Badan Amil Zakat Nasional (Baznas) Kabupaten Gorontalo Utara Belum Dilantik
Hingga saat ini, kepengurusan Badan Amil Zakat Nasional (Baznas) Gorontalo Utara yang baru, belum dilantik.
Sekretaris Umum MUI Kabupaten, Ustadz Sukri Bobihoe mengatakan, lembaga resmi seperti Baznas menjadi solusi terbaik bagi para pasangan calon peserta Pilkada, untuk menyalurkan sedekah, infaq dan zakat.
Namun kendala yang harus mereka hadapi diakuinya, adalah belum dilantiknya kepengurusan yang baru. Maka dikhawatirkan amanah mereka tidak akan tersalurkan dengan baik.
Ia berharap, agar pemerintah daerah segera melantik kepengurusan Baznas Kabupaten Gorontalo Utara yang baru, demi amanahnya penyaluran sedekah, zakat dan infaq oleh umat Islam di daerah ini.
Sebab kepengurusan Baznas yang definitif diakuinya, pertanggungjawabannya secara hukum akan lebih jelas, mewujudkan transparansi penyaluran sedekah, zakat dan infaq serta pemerataan penyaluran bagi yang berhak menerima
Sementara itu, Rahmat Kasim, pengurus Baznas Kabupaten yang baru, mengatakan, pihaknya sudah mengantongi dokumen SK yang ditandatangani Penjabat Bupati, namun hingga saat ini belum dilakukan pelantikan kepengurusan yang baru.

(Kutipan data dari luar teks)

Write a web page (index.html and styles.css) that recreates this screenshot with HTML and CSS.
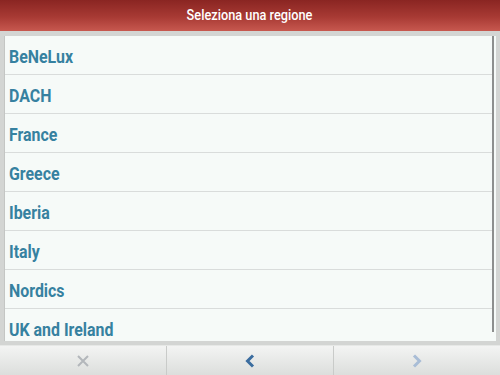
FILE: index.html
```html
<!DOCTYPE html>
<html>
<head>
<meta charset="utf-8">
<link rel="stylesheet" href="styles.css">
</head>
<body>
<div class="app">
  <header class="titlebar"><span class="title">Seleziona una regione</span></header>
  <div class="content">
    <div class="list">
      <div class="row"><span class="label">BeNeLux</span></div>
      <div class="row"><span class="label">DACH</span></div>
      <div class="row"><span class="label">France</span></div>
      <div class="row"><span class="label">Greece</span></div>
      <div class="row"><span class="label">Iberia</span></div>
      <div class="row"><span class="label">Italy</span></div>
      <div class="row"><span class="label">Nordics</span></div>
      <div class="row"><span class="label">UK and Ireland</span></div>
    </div>
    <div class="scrolltrack"><div class="scrollthumb"></div></div>
  </div>
  <footer class="toolbar">
    <div class="tool">
      <svg width="14" height="14" viewBox="0 0 14 14"><path d="M2 2 L12 12 M12 2 L2 12" stroke="#b3b7bb" stroke-width="2" fill="none"/></svg>
    </div>
    <div class="tool">
      <svg width="10" height="14" viewBox="0 0 10 14"><path d="M8 1.5 L2.5 7 L8 12.5" stroke="#3b6d9f" stroke-width="3" fill="none"/></svg>
    </div>
    <div class="tool">
      <svg width="10" height="14" viewBox="0 0 10 14"><path d="M2 1.5 L7.5 7 L2 12.5" stroke="#a9bdd6" stroke-width="3" fill="none"/></svg>
    </div>
  </footer>
</div>
</body>
</html>
```
FILE: styles.css
```css
* { box-sizing: border-box; }
html, body { margin: 0; padding: 0; }
body {
  width: 500px;
  height: 375px;
  overflow: hidden;
  background: #d3d5d3;
  font-family: "Roboto", "DejaVu Sans Condensed", sans-serif;
}
.app {
  display: flex;
  flex-direction: column;
  height: 375px;
}
.titlebar {
  height: 31px;
  background: linear-gradient(#8a2522, #a83a34 55%, #c7584f);
  color: #fff;
  display: flex;
  justify-content: center;
  align-items: center;
}
.title {
  display: inline-block;
  font-size: 14.5px;
  font-weight: 500;
  transform: scaleX(0.88);
  white-space: nowrap;
}
.content {
  display: flex;
  height: 314px;
  padding: 5px 4px 4px 5px;
  background: #d3d5d3;
}
.list {
  flex: 1;
  background: #f6faf8;
  overflow: hidden;
  box-shadow: -1px 0 0 #c4c6c4;
}
.row {
  height: 39px;
  line-height: 42px;
  border-bottom: 1px solid #d9dcdb;
  padding-left: 4px;
  color: #3681a0;
}
.label {
  display: inline-block;
  font-size: 18.5px;
  font-weight: 700;
  transform: scaleX(0.86);
  transform-origin: left center;
  white-space: nowrap;
}
.scrolltrack {
  width: 4px;
  background: #f6faf8;
  display: flex;
  flex-direction: column;
}
.scrollthumb {
  width: 2px;
  height: 296px;
  background: #8d8f8e;
}
.toolbar {
  flex: 1;
  display: flex;
  background: linear-gradient(#f3f4f3, #dcdedc);
  border-top: 1px solid #e6e8e6;
}
.tool {
  flex: 1;
  display: flex;
  align-items: center;
  justify-content: center;
  border-left: 1px solid #c9cbc9;
}
.tool:first-child { border-left: none; }
```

Baznas Kabupaten seleksinya sudah selesai, dengan personil tiga orang.
Berdasarkan pertimbangan Baznas RI ada empat orang hasil seleksi, namun salah satu orang digugurkan karena bergabung dalam partai politik.
Dalam Peraturan Pemerintah nomor 14 tahun 2014 tentang pelaksanaan pengelolaan zakat menjelaskan bahwa pimpinan Baznas Kabupaten/Kota, terdiri dari pimpinan dan pelaksana. Pimpinan terdiri dari seorang ketua dan paling banyak empat wakil ketua, berarti tidak semestinya lima orang, artinya tidak ada alasan untuk belum melantik kepengurusan yang baru.
Kepengurusan Baznas Kabupaten yang baru sudah terpilih berdasarkan pertimbangan Baznas RI, pada tanggal 11 September 2017.
Sudah ada Ketua Baznas baru yang terpilih melalui pleno pimpinan yang pemilihannya dimediasi pemerintah kabupaten dan Kementerian Agama setempat, yang sudah menghasilkan ketua terpilih yaitu Rahmat Kasim.
Harusnya kata Rahmat, pemerintah daerah sudah melantik kepengurusan Baznas Kabupaten yang baru sesuai SK Pengangkatan Pimpinan Baznas Gorontalo Utara tertanggal 16 April 2018 dan berlaku sejak tanggal ditetapkan.
Sebab kinerja Baznas yang baru, harusnya sudah bekerja dalam pengelolaan zakat, termasuk memfasilitasi pasangan calon peserta Pilkada 2018 di daerah itu, dalam penyaluran sedekah, infaq dan zakat agar lebih transparan secara hukum dan aturan.
Termasuk kantor Baznas sebagai lokasi penyaluran dan berita acara yang membuktikan secara hukum bahwa para pasangan calon telah menyalurkan sedekah, zakat dan infaq melalui lembaga resmi yang ditunjuk pemerintah.
Sementara itu, Ketua Bawaslu Provinsi Gorontalo Jaharuddin Umar mengatakan, penyaluran sedekah, zakat dan infaq tidak harus terikat melalui Baznas jika memang keberadaan lembaga itu tidak ada di daerah.
Sebab boleh disalurkan melalui lembaga resmi lainnya.
Seperti melalui badan takmirul masjid di setiap desa, sebab lembaga itu juga ditetapkan melalui surat keputusan (SK) yang diterbitkan pihak Kementerian Agama.
Namun sebaiknya, kata Jaharuddin, para pasangan calon dapat memeriksa SK badan takmirul masjid, apakah masih berlaku atau tidak, untuk kenyamanan menjalankan ibadah sedekah.